Uma revolta de 17 horas dentro de cinco estabelecimentos prisionais em Manaus, no estado do Amazonas, Brasil, causou a morte de 57 presos. O primeiro motim começou no Complexo Penitenciário Anísio Jobim (Compaj), durante o horário de visita de domingo passado, resultando em 15 mortos. No dia seguinte, foram encontrados cerca de 40 prisioneiros executados por enforcamento, segundo a Secretaria de Administração Penitenciária (SEAP) brasileira. É o maior massacre no Brasil em instituições prisionais desde Carandiru, São Paulo, em 1992, quando 111 presidiários foram mortos por agentes da polícia.
As mortes resultaram de perfurações com escovas de dentes, asfixia e golpes de “mata-leão” – o epíteto brasileiro para designar uma técnica de estrangulamento usada pelas artes marciais japonesas -, segundo as autoridades brasileiras.
Os incidentes ocorreram devido a conflitos entre fações e organizações criminosas da Família do Norte, aliada ao Comando Vermelho do Rio de Janeiro e o Primeiro Comando da Capital, com base em São Paulo, de acordo com o jornal brasileiro O Estadão. Estas organizações disputam as rotas do tráfico de droga no Amazonas. O Departamento de Correções da Amazónia afirmou à agência de notícias EFE que a situação estava controlada no final da tarde de domingo.
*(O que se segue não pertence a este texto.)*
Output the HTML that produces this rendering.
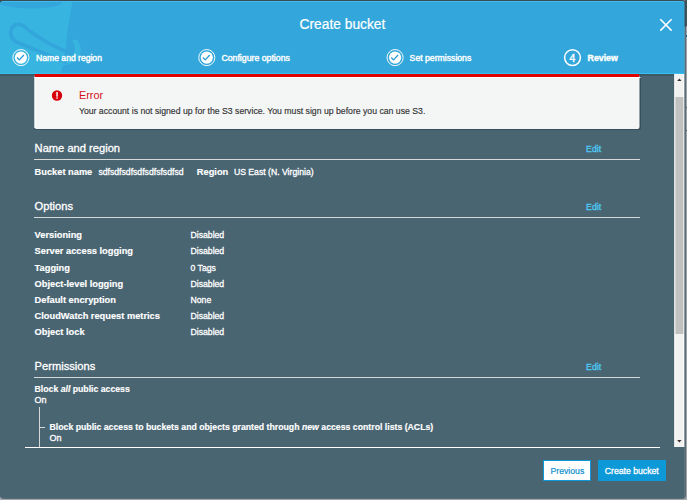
<!DOCTYPE html>
<html><head><meta charset="utf-8">
<style>
*{box-sizing:border-box;margin:0;padding:0}
html,body{width:687px;height:500px;overflow:hidden;background:#9da6ab;font-family:"Liberation Sans",Arial,sans-serif;}
.abs{position:absolute;white-space:nowrap}
#shadow{position:absolute;left:0;top:0;width:685.5px;height:499.4px;background:linear-gradient(#3c4c55,#3c4c55) 0 0/100% 27px no-repeat,#5b6b75;border-radius:0 4px 4px 4px}
#modal{position:absolute;left:0;top:1px;width:685px;height:497px;background:#4a6572;border-radius:3px;overflow:hidden}
#hdr{position:absolute;left:0;top:0;width:685px;height:73px;background:#33a7db;overflow:hidden;border-top:1px solid #3dbcf0;border-right:1px solid #3dbcf0;border-bottom:1px solid #35c0f0;border-radius:3px 3px 0 0}
#title{position:absolute;left:299.6px;top:13px;color:#fff;font-size:13.77px;line-height:20px;white-space:nowrap}
.step{position:absolute;top:50px;color:#fff;line-height:13px;white-space:nowrap}
.h{position:absolute;left:34.6px;color:#fff;font-size:11.15px;line-height:15px;white-space:nowrap}
.edit{position:absolute;left:586.1px;color:#4ccaf7;font-size:8.76px;line-height:13px}
.hr{position:absolute;left:34px;width:606px;height:1px;background:#d6d9d8}
.v,.h{-webkit-text-stroke:0.3px #fff}
.k,.kb{-webkit-text-stroke:0.15px #fff}
#title{-webkit-text-stroke:0.2px #fff}
.edit{-webkit-text-stroke:0.3px #4ccaf7}
.step{-webkit-text-stroke:0.4px #fff}
.k{position:absolute;left:34.6px;color:#fff;font-size:9.28px;font-weight:bold;line-height:13px;white-space:nowrap}
.kb{position:absolute;left:34.6px;color:#fff;font-size:8.7px;font-weight:bold;line-height:13px;white-space:nowrap}
.v{position:absolute;left:190.5px;color:#fff;font-size:8.67px;line-height:13px;white-space:nowrap}
</style></head><body>
<div class="abs" style="left:685px;top:0;width:2px;height:26px;background:#44555f"></div>
<div class="abs" style="left:685px;top:107px;width:2px;height:1px;background:#4a5358"></div>
<div class="abs" style="left:685px;top:130px;width:2px;height:1px;background:#4a5358"></div>
<div class="abs" style="left:685px;top:35px;width:2px;height:2px;background:#1f5f9a"></div>
<div id="shadow"></div>
<div id="modal">
 <div id="hdr">
  <svg class="abs" style="left:0;top:-2px" width="120" height="75" viewBox="0 0 120 75">
   <path d="M-5,-5 L73,-5 L72.5,1 L67.5,30 L65.5,50 Q63.5,64 60.5,73 L-5,73 Z" fill="#38b4e0"/>
   <ellipse cx="31" cy="1.5" rx="32" ry="7" fill="#33a7db"/>
   <g transform="translate(0,0.3)">
   <path d="M75.2,42.6 Q78,46.3 77.5,51.3 Q76,59.3 62,62.3" fill="none" stroke="#38b4e0" stroke-width="6.4" stroke-linecap="round"/>
   <path d="M71.5,42.9 Q73.2,44.8 73,49 Q72.5,55.5 67,51.9 Q37.3,38.3 24,26 C18,21.5 9,25 11,35 C11.8,39 14,40.5 18,42.3 L65,61.5" fill="none" stroke="#32a6da" stroke-width="3.6" stroke-linecap="round"/>
   </g>
  </svg>
  <div id="title">Create bucket</div>
  <svg class="abs" style="left:659px;top:16.4px" width="14" height="14" viewBox="0 0 14 14"><path d="M1.3,1.3 L12.6,12.6 M12.6,1.3 L1.3,12.6" stroke="#fff" stroke-width="1.5" fill="none"/></svg>

  <svg class="abs" style="left:12px;top:46px" width="19" height="20" viewBox="0 0 19 20"><circle cx="8.9" cy="9.6" r="8.05" fill="none" stroke="#fff" stroke-width="0.95"/><circle cx="8.9" cy="9.6" r="6.05" fill="#fff"/><path d="M5.0,9.5 L7.3,11.9 L11.9,7.0" fill="none" stroke="#2a9bd6" stroke-width="1.3"/></svg>
  <div class="step" style="left:36.1px;font-size:8.58px">Name and region</div>
  <svg class="abs" style="left:197px;top:46px" width="19" height="20" viewBox="0 0 19 20"><circle cx="9.8" cy="9.6" r="8.05" fill="none" stroke="#fff" stroke-width="0.95"/><circle cx="9.8" cy="9.6" r="6.05" fill="#fff"/><path d="M5.9,9.5 L8.2,11.9 L12.8,7.0" fill="none" stroke="#2a9bd6" stroke-width="1.3"/></svg>
  <div class="step" style="left:221.4px;font-size:8.74px">Configure options</div>
  <svg class="abs" style="left:386px;top:46px" width="19" height="20" viewBox="0 0 19 20"><circle cx="9.1" cy="9.6" r="8.05" fill="none" stroke="#fff" stroke-width="0.95"/><circle cx="9.1" cy="9.6" r="6.05" fill="#fff"/><path d="M5.2,9.5 L7.5,11.9 L12.1,7.0" fill="none" stroke="#2a9bd6" stroke-width="1.3"/></svg>
  <div class="step" style="left:409.6px;font-size:8.69px">Set permissions</div>
  <svg class="abs" style="left:563px;top:46px" width="19" height="20" viewBox="0 0 19 20"><circle cx="9.5" cy="9.6" r="7.9" fill="none" stroke="#fff" stroke-width="1.5"/><text x="9.35" y="13.9" text-anchor="middle" font-family="Liberation Sans, sans-serif" font-size="10.5" fill="#fff" stroke="#fff" stroke-width="0.4">4</text></svg>
  <div class="step" style="left:587.6px;font-size:8.76px;font-weight:bold">Review</div>
 </div>

 <div class="abs" style="left:0;top:73px;width:674px;height:1.5px;background:rgba(30,45,60,.22)"></div>
 <!-- error box -->
 <div class="abs" style="left:33.5px;top:73px;width:607px;height:56.3px;background:#36505d;border-radius:0 0 2px 2px"></div>
 <div class="abs" style="left:35px;top:73px;width:605px;height:55px;transform:translateX(-0.5px);background:#f4f6f6;border-top:3px solid #e00000;border-radius:0 0 2px 2px;">
  <div class="abs" style="left:0;top:0;width:605.5px;height:1px;background:#fff"></div>
  <div class="abs" style="left:0;top:0;width:1px;height:51px;background:#fff"></div>
  <svg class="abs" style="left:17.3px;top:12.8px" width="11" height="11" viewBox="0 0 11 11"><circle cx="5.5" cy="5.5" r="5.2" fill="#d8000c"/><rect x="4.8" y="2.1" width="1.5" height="4.6" rx=".4" fill="#fff"/><rect x="4.8" y="7.3" width="1.5" height="1.5" rx=".5" fill="#fff"/></svg>
  <div class="abs" style="left:44.4px;top:10.7px;font-size:10.9px;line-height:15px;color:#d6101a">Error</div>
  <div class="abs" style="left:44.4px;top:28px;font-size:8.7px;line-height:13px;color:#333;-webkit-text-stroke:0.15px #333">Your account is not signed up for the S3 service. You must sign up before you can use S3.</div>
 </div>

 <div class="abs" id="content" style="left:0;top:1px;width:684px;height:0">
 <div class="h" style="top:139px">Name and region</div><div class="edit" style="top:141px">Edit</div>
 <div class="hr" style="top:157px"></div>
 <div class="k" style="top:164px">Bucket name</div><div class="v" style="top:164px;left:98.4px">sdfsdfsdfsdfsdfsfsdfsd</div>
 <div class="k" style="top:164px;left:196.8px">Region</div><div class="v" style="top:164px;left:233.9px">US East (N. Virginia)</div>

 <div class="h" style="top:197px">Options</div><div class="edit" style="top:199px">Edit</div>
 <div class="hr" style="top:215.2px"></div>
 <div class="k" style="top:227px">Versioning</div><div class="v" style="top:227px">Disabled</div>
 <div class="k" style="top:243px">Server access logging</div><div class="v" style="top:243px">Disabled</div>
 <div class="k" style="top:260px">Tagging</div><div class="v" style="top:260px">0 Tags</div>
 <div class="k" style="top:276px">Object-level logging</div><div class="v" style="top:276px">Disabled</div>
 <div class="k" style="top:292px">Default encryption</div><div class="v" style="top:292px">None</div>
 <div class="k" style="top:308px">CloudWatch request metrics</div><div class="v" style="top:308px">Disabled</div>
 <div class="k" style="top:324px">Object lock</div><div class="v" style="top:324px">Disabled</div>

 <div class="h" style="top:357px">Permissions</div><div class="edit" style="top:359px">Edit</div>
 <div class="hr" style="top:375px"></div>
 <div class="kb" style="top:381px">Block <i>all</i> public access</div>
 <div class="v" style="top:392px;left:34.4px;font-size:9px">On</div>
 <div class="abs" style="left:38.8px;top:404.5px;width:1.3px;height:41px;background:#d6d9d8"></div>
 <div class="abs" style="left:39px;top:425px;width:6px;height:1px;background:#d6d9d8"></div>
 <div class="kb" style="top:419px;left:49.5px;font-size:8.735px">Block public access to buckets and objects granted through <i>new</i> access control lists (ACLs)</div>
 <div class="v" style="top:430px;left:49.5px;font-size:9px">On</div>

 </div>
 <!-- scrollbar -->
 <div class="abs" style="left:674px;top:73px;width:10px;height:373px;transform:translateX(0.4px)">
  <div class="abs" style="left:0;top:0;width:10px;height:373px;background:#f1f1f1;border-left:1px solid #fff;border-right:1px solid #fff"></div>
  <div class="abs" style="left:1.1px;top:23.1px;width:7.8px;height:236.7px;background:#c1c1c1"></div>
  <svg class="abs" style="left:0;top:0" width="10" height="373" viewBox="0 0 10 373"><path d="M2.8,7.1 L5,4.6 L7.2,7.1 Z" fill="#3a2c2c"/><path d="M2.8,366 L5,368.5 L7.2,366 Z" fill="#3a2c2c"/></svg>
 </div>

 <!-- footer -->
 <div class="abs" style="left:24.8px;top:445.9px;width:635.5px;height:1.5px;background:#fff"></div>
 <div class="abs" style="left:543.3px;top:459.3px;width:48.2px;height:20.6px;background:#fff;border:1px solid #0d98d8;color:#0d8fd0;font-size:8.69px;line-height:20px;-webkit-text-stroke:0.2px #0d8fd0;text-align:center">Previous</div>
 <div class="abs" style="left:597.6px;top:459.3px;width:68.4px;height:20.6px;background:#0d98d8;color:#fff;font-size:8.69px;line-height:22px;-webkit-text-stroke:0.3px #fff;text-align:center">Create bucket</div>
 <div class="abs" style="left:684px;top:0;width:1px;height:26px;background:rgba(60,76,85,.55)"></div>
 <div class="abs" style="left:684px;top:26px;width:1px;height:471px;background:rgba(110,124,132,.55)"></div>
</div>
</body></html>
Recorde-se que o Compaj já tinha sido palco de confrontos entre gangues rivais, em 2017, que deixaram 56 pessoas mortas, muitas delas por decapitação. Além disso, um agente prisional morreu dentro da prisão em dezembro de 2018.
De acordo com a SEAP, as mortes da passada segunda-feira – onde inicialmente o Governo estadual falava em 42 óbitos – foram todas por enforcamento, em cinco complexos diferentes: Instituto Penal Antônio Trindade (25) ; Unidade Prisional do Puraquequara (6); Centro de Detenção Provisória Masculino (5); Complexo Penitenciário Anísio Jobim (4). Todas localizadas na capital do Amazonas. A rede amazónica da Globo, afirma que as autoridades locais estimam que mais de 130 prisioneiros poderão ter fugido.
Em comunicado, o governador do estado amazónico, Wilson Lima, declarou que pediu ajuda a Sérgio Moro, ministro da Justiça de Bolsonaro, naquilo que considerou ser “um problema nacional”. Com base nesse pedido, o Ministério da Justiça e Segurança Pública enviou uma Força-Tarefa de Intervenção Penitenciária para atuar no complexo penitenciário de Manaus. “Formada por agentes federais de execução penal dos 26 estados da federação e do Distrito Federal, a FTIP obedece o planejamento definido pelos entes envolvidos na operação, sempre que houver necessidade de sua atuação”, explicou em nota o Ministério de Moro, clarificando ainda que “a Força Nacional de Segurança Pública (FNSP) é responsável pela segurança da área externa do Complexo Penitenciário Anísio Jobim desde nove de janeiro de 2017. A FNSP continuará atuando no local”.
Entretanto, Lima pediu a transferência de nove presidiários para estabelecimentos prisionais federais “A gente quer transferir ainda essa semana. São cabeças e são líderes de grupos criminosos”, disse o governante à Globo. Por sua vez, Moro confirmou pelo twitter que o Governo Federal vai disponibilizar unidades federais para receber os respetivos presos. “Vamos disponibilizar vagas nos presídios federais para a transferência das lideranças envolvidas nesses massacres”, garantiu o ministro.
Além de estarem relacionados com disputas entre grupos de tráfico de droga, os motins são também fruto de situações de sobrelotação, prejudicando as condições dos reclusos. Uma investigação do Conselho Nacional de Justiça brasileiro, em outubro do ano passado, avaliou as condições do Compaj como péssimas. O complexo tem capacidade para 454 presidiários, mas abriga cerca de 1224 presos. Não possui detetor de metais e os presos provisórios dividem as celas com condenados. O Brasil tem a quarta maior população carcerária do mundo, estando apenas atrás da Rússia, dos Estados Unidos e da China. São mais de 622 mil reclusos, equivalendo a 1,67 presos por vaga.
Todavia, há quem desvalorize as condições das penitenciárias do país. “Quanto a evitar 100% que uma morte acontecesse, temos de ter a maturidade de entender que, em qualquer prisão do mundo, quando se quer matar, infelizmente vai se matar, como mataram. Enforcados, alguns com mata-leão. Então, isso o Estado não tem como evitar”, afirmou o secretário da Administração Penitenciária do Amazonas, Marcus Vinícius de Almeida. Opinião partilhada pelo governador amazónico, que considerou as mortes como “inevitáveis” e que impedir a matança nas celas seria “praticamente impossível”.